While the ending records were positive, the coach and players of the Harvard men’s and women’s fencing teams couldn’t shake a sense of disappointment.
The Crimson traveled to Ithaca, N.Y. this weekend for Part I of the Ivy League Championships, in which the squad faced off against the University of Pennsylvania, Yale, and Cornell. The men emerged with a 1-1 record, beating the Bulldogs and falling to the Quakers, while the women finished 2-1, falling to Penn as well but beating Yale and Cornell.
“I anticipated on the women’s side that we should’ve won,” head coach Peter Brand said. “I really felt that we could beat Penn.”
Both teams started off with a close loss to the Quakers. The No. 9 Harvard women won the majority of the sabre bouts over the No. 10 Quakers, but lost foil by a score of 7-2 and epée by a score of 6-3, leading to a final deficit of 17-10.
“We just had a very weak performance from the epée squad,” Brand said. “We had some problems on the foil side too. Our sabre squad was very good, very consistent all day.”
The foils were particularly underwhelming. One of the Crimson’s strongest squads this season, the trio could not pull themselves together.
“Our strongest squad is the foil squad,” Brand said. “They dominate and they’ve been very successful all year long...except against Penn. It was a disaster and an anomaly.”

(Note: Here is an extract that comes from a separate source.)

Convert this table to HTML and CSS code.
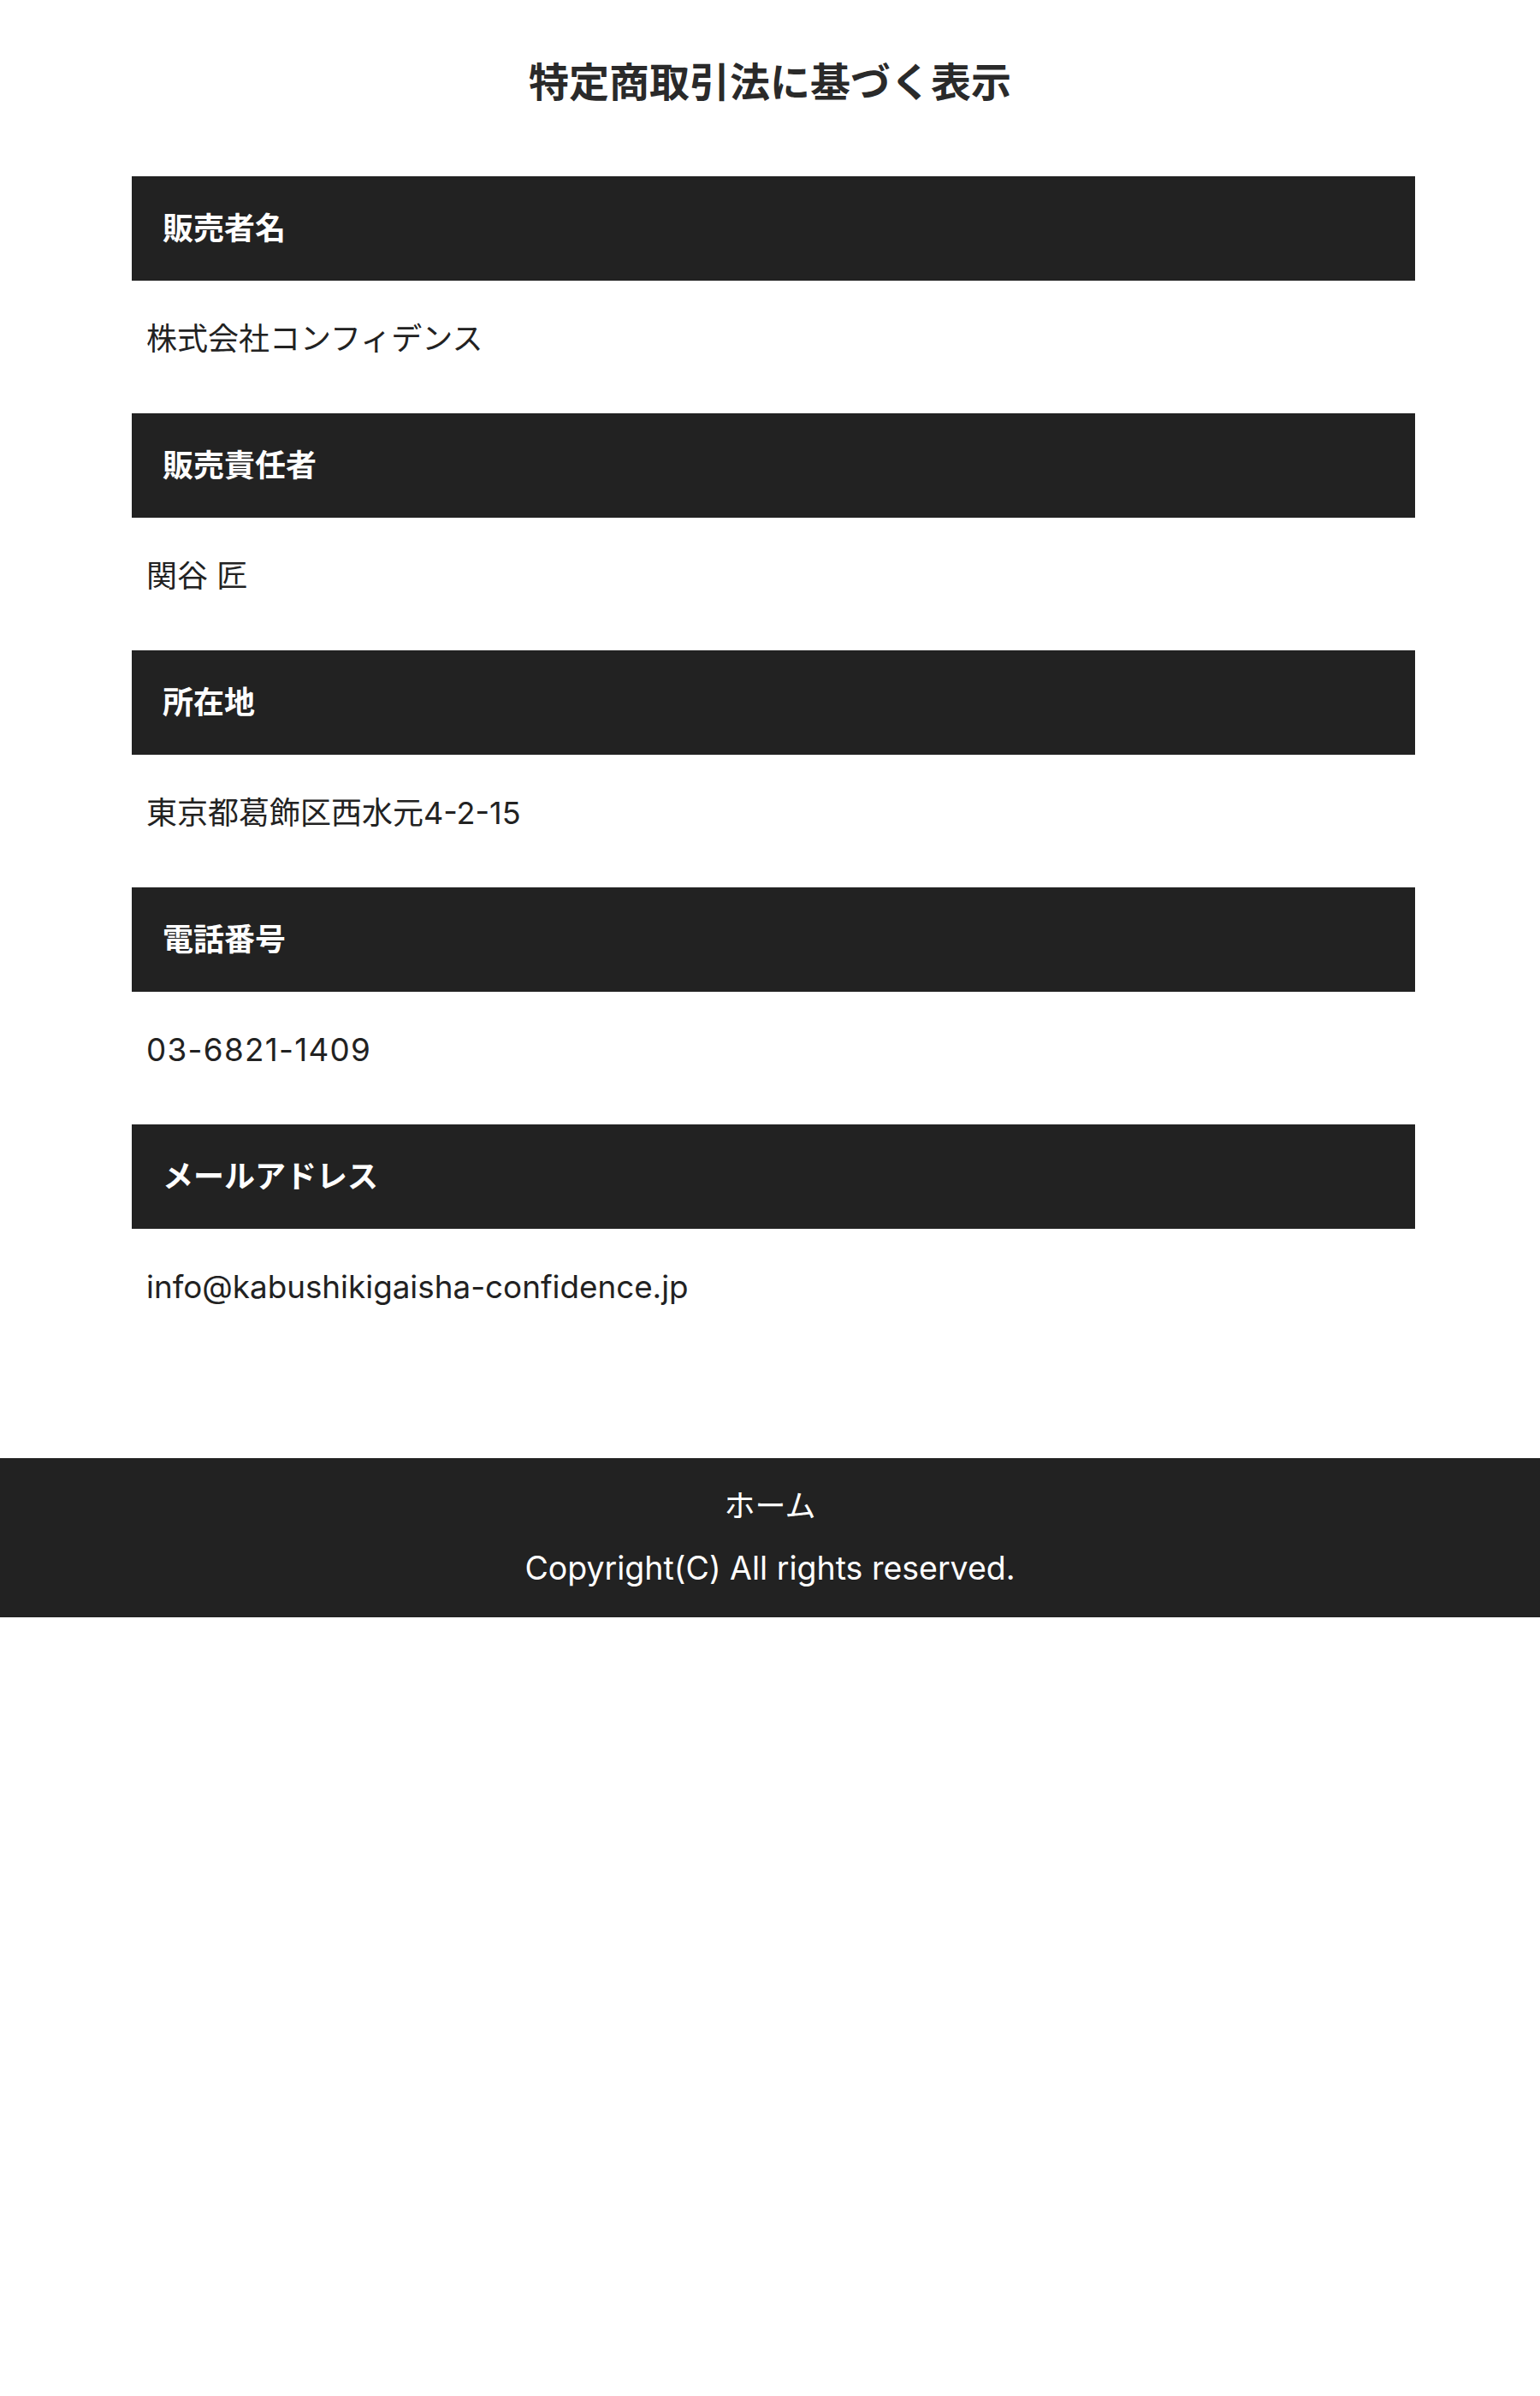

The No. 6 men also lost in a tight match to the No. 7 Quakers. Though Harvard dominated epée, 7-2, with a 3-0 performance by sophomore James Hawrot, it lost foil, 8-1, and sabre, 5-4, en route to a 15-12 defeat.
“We had another very close match with Penn, as we did last year,” Brand said. “It could’ve gone either way.”

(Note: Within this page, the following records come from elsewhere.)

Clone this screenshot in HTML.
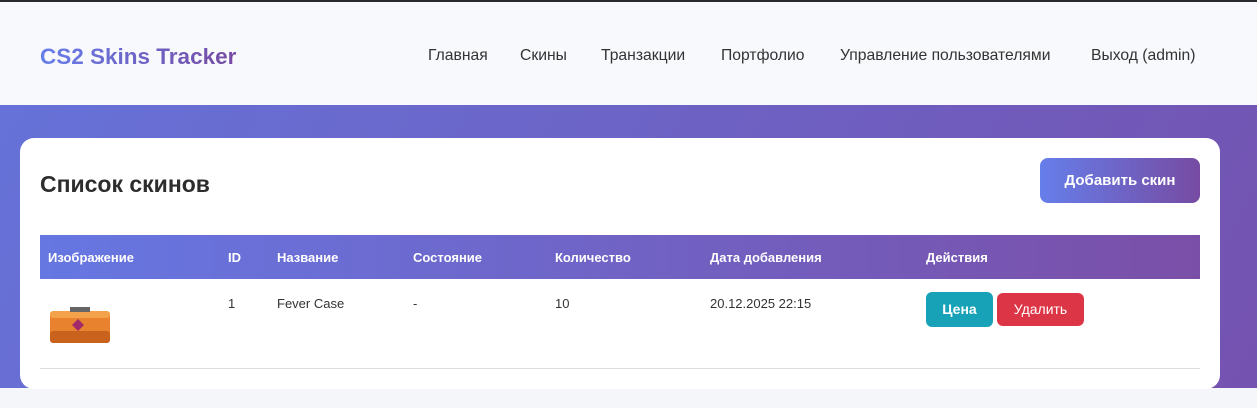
<!DOCTYPE html>
<html><head><meta charset="utf-8"><style>
*{margin:0;padding:0;box-sizing:border-box}
body{width:1257px;height:408px;overflow:hidden;background:#f5f6fa;font-family:"Liberation Sans","DejaVu Sans",sans-serif;position:relative}
.top{position:absolute;left:0;top:0;width:1257px;height:2px;background:#2a2a2e}
.hdr{position:absolute;left:0;top:2px;width:1257px;height:103px;background:#f8f9fc}
.logo{position:absolute;left:40px;top:42px;font-size:22.5px;font-weight:bold;background:linear-gradient(90deg,#667eea,#764ba2);-webkit-background-clip:text;color:transparent}
.nav{position:absolute;top:45px;font-size:15.7px;color:#333}
.band{position:absolute;left:0;top:105px;width:1257px;height:283px;background:linear-gradient(120deg,#6672d8,#7452b0)}
.card{position:absolute;left:20px;top:138px;width:1200px;height:251px;background:#fff;border-radius:14px}
h2{position:absolute;left:20px;top:33px;font-size:23px;color:#2d2d2d}
.add{position:absolute;left:1020px;top:20px;width:160px;height:45px;border-radius:8px;background:linear-gradient(90deg,#667eea,#764ba2);color:#fff;font-weight:bold;font-size:15px;text-align:center;line-height:45px}
.th{position:absolute;left:20px;top:97px;width:1160px;height:44px;background:linear-gradient(90deg,#6677e2,#7a4fa8)}
.th span{position:absolute;top:15px;color:#fff;font-weight:bold;font-size:13px}
.td{position:absolute;top:158px;font-size:13px;color:#333}
.line{position:absolute;left:20px;top:230px;width:1160px;height:1px;background:#ddd}
.btn{position:absolute;top:154px;height:35px;border-radius:6px;color:#fff;font-size:14px;text-align:center;line-height:35px}
</style></head><body>
<div class="top"></div>
<div class="hdr">
<div class="logo">CS2 Skins Tracker</div>
<span class="nav" style="left:428px">Главная</span>
<span class="nav" style="left:520px">Скины</span>
<span class="nav" style="left:601px">Транзакции</span>
<span class="nav" style="left:721px">Портфолио</span>
<span class="nav" style="left:840px">Управление пользователями</span>
<span class="nav" style="left:1091px">Выход (admin)</span>
</div>
<div class="band"></div>
<div class="card">
<h2>Список скинов</h2>
<div class="add">Добавить скин</div>
<div class="th">
<span style="left:8px">Изображение</span>
<span style="left:188px">ID</span>
<span style="left:237px">Название</span>
<span style="left:373px">Состояние</span>
<span style="left:515px">Количество</span>
<span style="left:670px">Дата добавления</span>
<span style="left:886px">Действия</span>
</div>
<svg style="position:absolute;left:28px;top:163px" width="64" height="46" viewBox="0 0 64 46">
<rect x="2" y="10" width="60" height="32" rx="4" fill="#e8822e"/>
<rect x="2" y="10" width="60" height="7" rx="3" fill="#f3a14a"/>
<rect x="22" y="6" width="20" height="5" fill="#666"/>
<rect x="2" y="30" width="60" height="12" rx="3" fill="#c9621c"/>
<polygon points="24,24 30,18 36,24 30,30" fill="#a02a6a"/>
</svg>
<div class="td" style="left:208px">1</div>
<div class="td" style="left:257px">Fever Case</div>
<div class="td" style="left:393px">-</div>
<div class="td" style="left:535px">10</div>
<div class="td" style="left:690px">20.12.2025 22:15</div>
<div class="btn" style="left:906px;width:67px;background:#17a2b8;font-weight:bold">Цена</div>
<div class="btn" style="left:977px;width:87px;background:#dc3545;top:155px;height:33px;line-height:33px">Удалить</div>
<div class="line"></div>
</div>
</body></html>
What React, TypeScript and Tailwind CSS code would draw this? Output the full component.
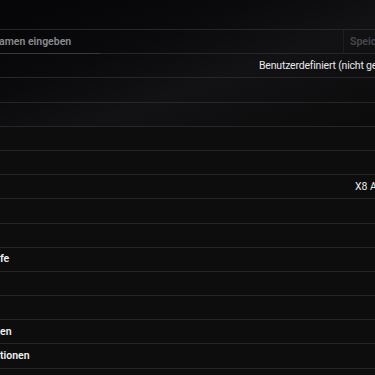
import React from "react";

const Row = ({ children, className = "" }: { children?: React.ReactNode; className?: string }) => (
  <div className={`h-[24.2px] border-t border-[#262626] flex items-center whitespace-nowrap ${className}`}>{children}</div>
);

export default function App() {
  return (
    <div className="w-[375px] h-[375px] overflow-hidden relative bg-[#0d0d0d] font-['Roboto',_'Liberation_Sans',_sans-serif] text-[10px] text-white">
      <div className="bg-[linear-gradient(160deg,#050507_0%,#0a0a0d_35%,#121214_60%,#0b0b0c_100%)]">
        <div className="h-[29px]" />
        <Row className="border-[#222226]">
          <div className="flex-1 h-full flex items-center font-semibold text-[#8a8a8c] -ml-[1px] text-[10.5px]">amen eingeben</div>
          <div className="h-full w-[32px] border-l border-[#1e1e20] pl-[6px] flex items-center font-semibold text-[#48484a] text-[10.5px]">Speichern</div>
        </Row>
        <div className="h-0 relative">
          <div className="absolute left-0 top-0 w-[100px] h-px bg-[#38383a]" />
        </div>
        <Row className="border-[#222226]">
          <div className="pl-[259px] text-[#e8e8e8] text-[10.5px] tracking-[-0.2px]">Benutzerdefiniert (nicht gespeichert)</div>
        </Row>
        <Row className="border-[#222226]" />
        <Row className="border-[#232325]" />
      </div>
      <Row />
      <Row />
      <Row>
        <div className="pl-[355px] text-[#e8e8e8] text-[10.5px]">X8 Air</div>
      </Row>
      <Row />
      <Row />
      <Row>
        <div className="font-semibold text-[#f0f0f0] text-[10.5px]">fe</div>
      </Row>
      <Row />
      <Row />
      <Row>
        <div className="font-semibold text-[#f0f0f0] text-[10.5px]">en</div>
      </Row>
      <Row>
        <div className="font-semibold text-[#f0f0f0] text-[10.5px]">tionen</div>
      </Row>
      <Row />
    </div>
  );
}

Brand cited a “very weak performance” by the foil squad as part of the problem. Plagued by inconsistency throughout the year, the group is still trying to find its rhythm.
“[Freshman] Tommaso [di Robilant] is consistent, the other two were up and down,” Brand said of the foil fencers. “[Consistent success] hasn’t happened yet, and I’m hoping it will change.”
For both the men and the women, slow starts were a problem against the Quakers.
“Everyone seemed to get off to a really, really slow start,” sophomore epée Noam Mills said. “Penn was our first team, which really didn’t work out [in our favor]. To get really going takes some time. By Cornell we were really fencing, like we could have against Penn.”
As Mills noted, after the difficult Penn losses the road was smooth for the Crimson. Harvard first faced and beat its historic rival, Yale, in two easy wins.
Though the Bulldogs had gained momentum from a crushing defeat of Columbia, the Crimson men triumphed over them, 16-11, with a 7-2 showing in epée, 4-5 in foil, and 5-4 in sabre.